28.03.2024

What did Leave.EU do wrong, and could its breaches stop Brexit?

How did Leave.EU break the rules? Leave.EU, backed by the outspoken Ukip donor Arron Banks, was one of several pro-Brexit campaign groups founded to fight the 2016 referendum on EU membership. However, it failed in its attempt to be named the official campaign for Brexit by the Electoral Commission.

This designation instead went to the rival Vote Leave group, which was allowed to spend up to £7m during the final weeks of the referendum campaign. This meant Leave.EU was reduced to being a second-tier campaign group, legally allowed to spend just £700,000 during the referendum campaign.

Following a lengthy investigation the Electoral Commission has concluded Leave.EU broke this reduced spending limit by at least £70,000 and possibly substantially more.

This was largely as a result of paying substantial sums to a US political consultant, Gerry Gunster, who later introduced Banks to Donald Trump at an impromptu meeting at Trump Tower in late 2016.

Arron Banks
(@Arron_banks)

At Trump towers with Gerry Gunster our US strategist !

November 12, 2016

What did Leave.EU do wrong, and could its breaches stop Brexit?

The Electoral Commission also concluded that Banks incorrectly declared £6m worth of loans he made to the campaign group, that appropriate receipts had not been kept, and that the campaign’s chief executive, Liz Bilney, may have “knowingly or recklessly” signed an inaccurate spending return.

How is Leave.EU being punished?

Leave.EU’s punishment for spending too much money in the EU referendum is to have to spend a bit more now. The Electoral Commission has fined the campaign organisation a total of £70,000 for failures in its declaration, with the regulator noting the level of penalties “has been constrained by the cap on the commission’s fines”.

The punishment could prompt calls for a review of election funding law, given it is relatively small for a campaign that also spent millions of pounds in the unregulated pre-referendum period.

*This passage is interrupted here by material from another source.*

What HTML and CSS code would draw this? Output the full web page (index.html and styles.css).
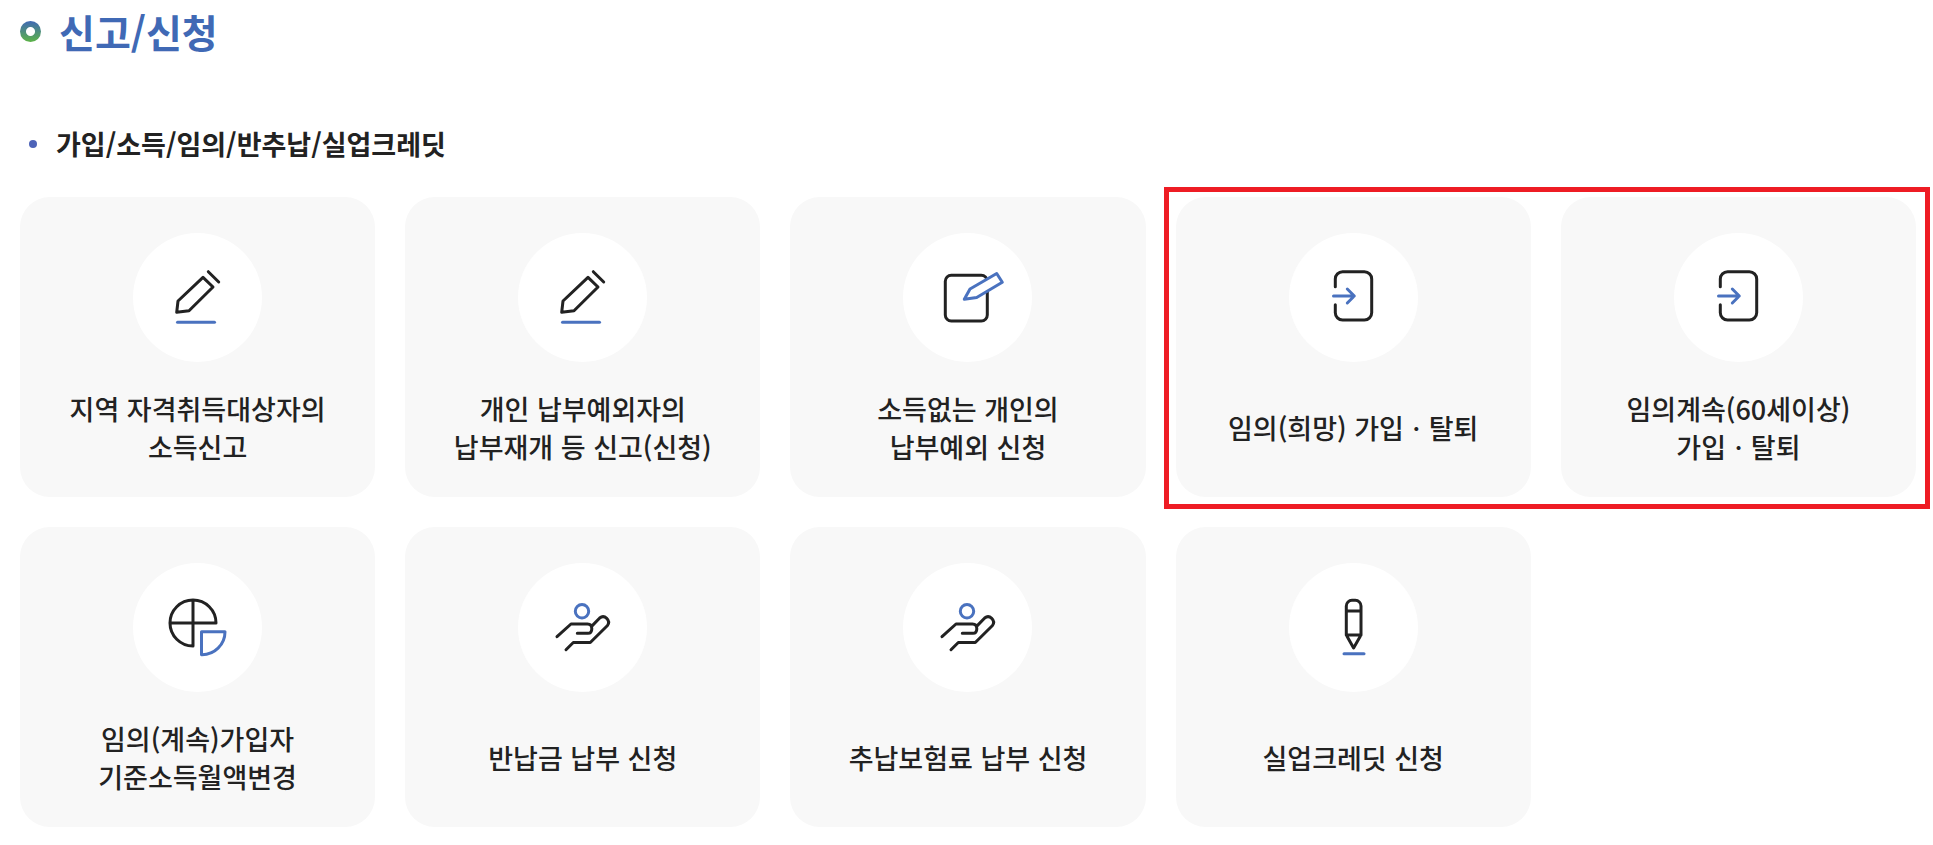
FILE: index.html
```html
<!DOCTYPE html>
<html lang="ko">
<head>
    <meta charset="UTF-8">
    <meta name="viewport" content="width=device-width, initial-scale=1.0">
    <title>신고/신청</title>
    <link rel="stylesheet" href="styles.css">
</head>
<body>
    <!-- 공통 아이콘 -->
    <svg class="symbols" aria-hidden="true">
        <symbol id="icon-pencil" viewBox="0 0 71 71">
            <path class="dark" d="M41 15.3L51 25L27 48.7L14.7 50.3L16 39Z M46.3 9.7L56.7 20"/>
            <path class="blue" d="M15.5 60.3H52.5"/>
        </symbol>
        <symbol id="icon-note" viewBox="0 0 71 71" overflow="visible">
            <rect class="dark" x="13.3" y="13.3" width="42" height="45.7" rx="6"/>
            <path class="blue filled" d="M64.7 11.5L70.3 20.3L44.7 35.5L32.3 37.3L38 27Z"/>
        </symbol>
        <symbol id="icon-enter" viewBox="0 0 71 71">
            <path class="dark" d="M17.3 24.7V17A7.3 7.3 0 0 1 24.6 9.7H46.4A7.3 7.3 0 0 1 53.7 17V50.7A7.3 7.3 0 0 1 46.4 58H24.6A7.3 7.3 0 0 1 17.3 50.7V42.7"/>
            <path class="blue" d="M15.5 34H36 M29.3 27L36.3 34L29.3 41"/>
        </symbol>
        <symbol id="icon-chart" viewBox="0 0 71 71">
            <path class="dark" d="M31 31V54A23 23 0 1 1 54 31Z M31 8V31 M8 31H31"/>
            <path class="blue" d="M39.5 39.7H63A23 23 0 0 1 39.5 62.7Z"/>
        </symbol>
        <symbol id="icon-hand" viewBox="0 0 71 71">
            <circle class="blue" cx="35" cy="19.3" r="6.7"/>
            <path class="dark" d="M10 44.7L24 32H40.5C43.5 32 44.8 34 44.8 36.7C44.8 39.5 43.5 41.3 41 41.3H30.3 M45.3 33.6L52.7 26C57.5 22 64 28.5 60.5 33.5L43.3 50.5H26.3L19 57.7"/>
        </symbol>
        <symbol id="icon-crayon" viewBox="0 0 71 71">
            <path class="dark" d="M28.3 43V14A5.7 5.7 0 0 1 34 8.3H37.3A5.7 5.7 0 0 1 43 14V43L35.6 56Z M28.3 19H43 M28.3 43H43"/>
            <path class="blue" d="M26 61.7H46"/>
        </symbol>
    </svg>

    <main class="container">
        <h1 class="title">신고/신청</h1>
        <h2 class="subtitle">가입/소득/임의/반추납/실업크레딧</h2>

        <div class="card-list">
            <a href="#" class="card">
                <span class="circle"><svg class="icon"><use href="#icon-pencil"/></svg></span>
                <span class="text">지역 자격취득대상자의<br>소득신고</span>
            </a>
            <a href="#" class="card">
                <span class="circle"><svg class="icon"><use href="#icon-pencil"/></svg></span>
                <span class="text">개인 납부예외자의<br>납부재개 등 신고(신청)</span>
            </a>
            <a href="#" class="card">
                <span class="circle"><svg class="icon"><use href="#icon-note"/></svg></span>
                <span class="text">소득없는 개인의<br>납부예외 신청</span>
            </a>
            <a href="#" class="card">
                <span class="circle"><svg class="icon"><use href="#icon-enter"/></svg></span>
                <span class="text">임의(희망) 가입ㆍ탈퇴</span>
            </a>
            <a href="#" class="card">
                <span class="circle"><svg class="icon"><use href="#icon-enter"/></svg></span>
                <span class="text">임의계속(60세이상)<br>가입ㆍ탈퇴</span>
            </a>
            <a href="#" class="card">
                <span class="circle"><svg class="icon"><use href="#icon-chart"/></svg></span>
                <span class="text">임의(계속)가입자<br>기준소득월액변경</span>
            </a>
            <a href="#" class="card">
                <span class="circle"><svg class="icon"><use href="#icon-hand"/></svg></span>
                <span class="text">반납금 납부 신청</span>
            </a>
            <a href="#" class="card">
                <span class="circle"><svg class="icon"><use href="#icon-hand"/></svg></span>
                <span class="text">추납보험료 납부 신청</span>
            </a>
            <a href="#" class="card">
                <span class="circle"><svg class="icon"><use href="#icon-crayon"/></svg></span>
                <span class="text">실업크레딧 신청</span>
            </a>
            <!-- 강조 테두리 -->
            <div class="highlight"></div>
        </div>
    </main>
</body>
</html>
```

FILE: styles.css
```css
* {
    box-sizing: border-box;
}

body {
    margin: 0;
    background: #fff;
    color: #222;
    font-family: "Noto Sans CJK KR", "Noto Sans", sans-serif;
}

.symbols {
    display: none;
}

.container {
    padding: 4px 17px 18px 20px;
}

.title {
    display: flex;
    align-items: center;
    gap: 18px;
    margin: 0;
    color: #4069b5;
    font-size: 39px;
    font-weight: 700;
    line-height: 55px;
}

/* 파랑 -> 초록 링 */
.title::before {
    content: "";
    width: 21px;
    height: 21px;
    border-radius: 50%;
    background: radial-gradient(circle, #fff 4px, transparent 5px), linear-gradient(#4069b5, #5cb346);
}

.subtitle {
    display: flex;
    align-items: center;
    gap: 19px;
    margin: 65px 0 33px;
    padding-left: 9px;
    font-size: 27px;
    font-weight: 700;
    line-height: 40px;
}

.subtitle::before {
    content: "";
    width: 8px;
    height: 8px;
    border-radius: 50%;
    background: #4d63b8;
}

.card-list {
    position: relative;
    display: grid;
    grid-template-columns: repeat(5, 1fr);
    gap: 30px;
}

.card {
    display: flex;
    flex-direction: column;
    align-items: center;
    gap: 28px;
    padding: 36px 20px 31px;
    border-radius: 30px;
    background: #f8f8f8;
    color: #222;
    text-decoration: none;
}

.circle {
    display: flex;
    align-items: center;
    justify-content: center;
    width: 129px;
    height: 129px;
    border-radius: 50%;
    background: #fff;
}

.icon {
    width: 71px;
    height: 71px;
    overflow: visible;
}

.text {
    display: flex;
    align-items: center;
    min-height: 76px;
    font-size: 27px;
    font-weight: 500;
    line-height: 38px;
    text-align: center;
}

.dark,
.blue {
    fill: none;
    stroke: #222;
    stroke-width: 3;
    stroke-linecap: round;
    stroke-linejoin: round;
}

.blue {
    stroke: #4a72bf;
}

.filled {
    fill: #fff;
}

/* 4, 5번째 카드 위에 표시 */
.highlight {
    position: absolute;
    grid-column: 4 / 6;
    grid-row: 1 / 2;
    inset: -10px -14px -12px -12px;
    border: 5px solid #ee1c24;
    pointer-events: none;
}
```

There may be a worse outcome for Bilney, a business associate of Banks who served as Leave.EU’s official campaign chief. She has been reported to the Metropolitan police for a potential criminal investigation into whether she made a false declaration on the spending return.

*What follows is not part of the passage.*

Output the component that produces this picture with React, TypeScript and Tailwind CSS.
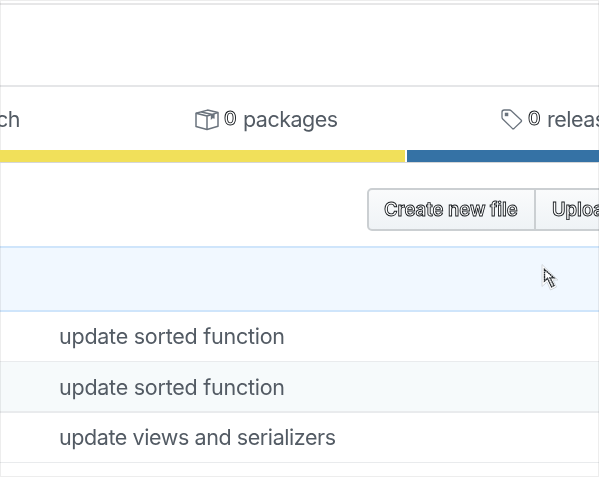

Did the Electoral Commission find any links between Leave.EU and the activities of Cambridge Analytica?

Banks has always maintained that, while they initially attempted to hire Cambridge Analytica, this plan was dropped when Leave.EU failed to be designated as the lead Brexit group, meaning the data targeting business never actually worked on the referendum campaign.

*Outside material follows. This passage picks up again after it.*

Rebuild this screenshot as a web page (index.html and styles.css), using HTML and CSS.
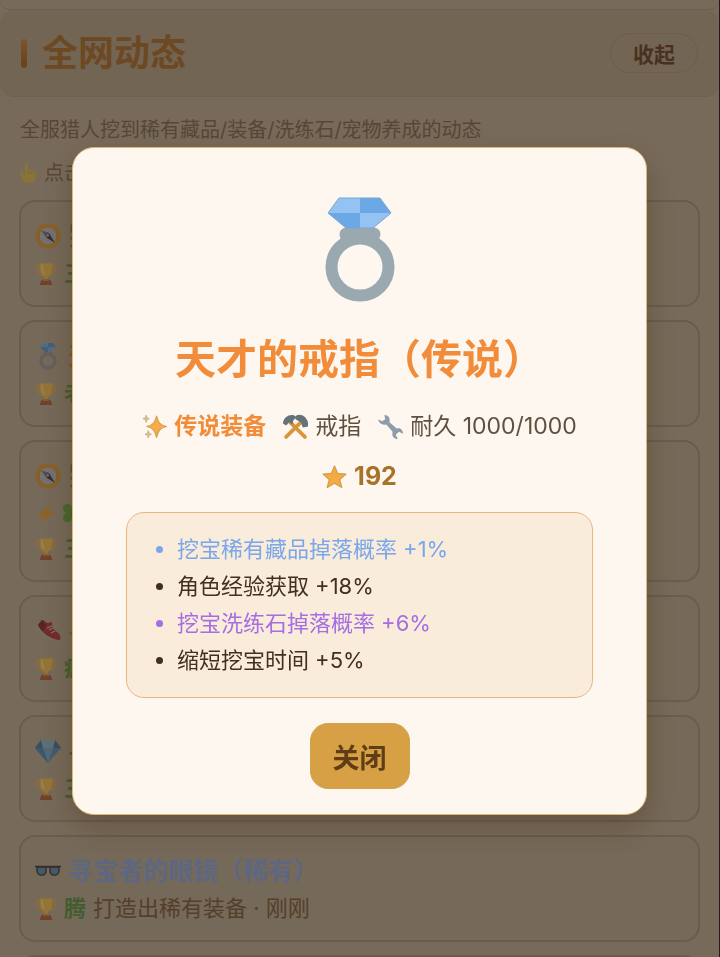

The Electoral Commission’s report largely bears this out, concluding that Leave.EU was largely bluffing about its use of Cambridge Analytica, in an attempt to make its campaign look more sophisticated. The report also suggests that the Cambridge Analytica boss, Alexander Nix, overstated his company’s association with Leave.EU in public, in the hope of winning business from the campaign group.

The investigation states that despite public statements by the organisations involved there is no evidence that Cambridge Analytica had input into the Leave.EU campaign during the regulated period and “the relationship did not develop beyond initial scoping work”.

Instead, the data targeting company privately asked Leave.EU to stop using its name in public, fearing the association could cause it reputational damage.

However, the commission pledged to keep this aspect of the investigation under review in case further evidence about Cambridge Analytica comes to light.

Will this stop Brexit?

Almost certainly not, given it is the key policy of Theresa May’s government, although it could prompt a reform of campaign finance laws.

MPs are increasingly aware that is is difficult to find appropriate punishment for breaking electoral spending laws once an election result has been declared and accepted by the public. Pro-Brexit MPs have also accused remain campaign groups of colluding to evade spending limits, although the Electoral Commission declined to investigate.

Meanwhile, the official Vote Leave campaign group is facing a separate ongoing investigation into whether it broke its own £7m spending limit by channelling substantial sums of money to a fashion student during the final days of the campaign.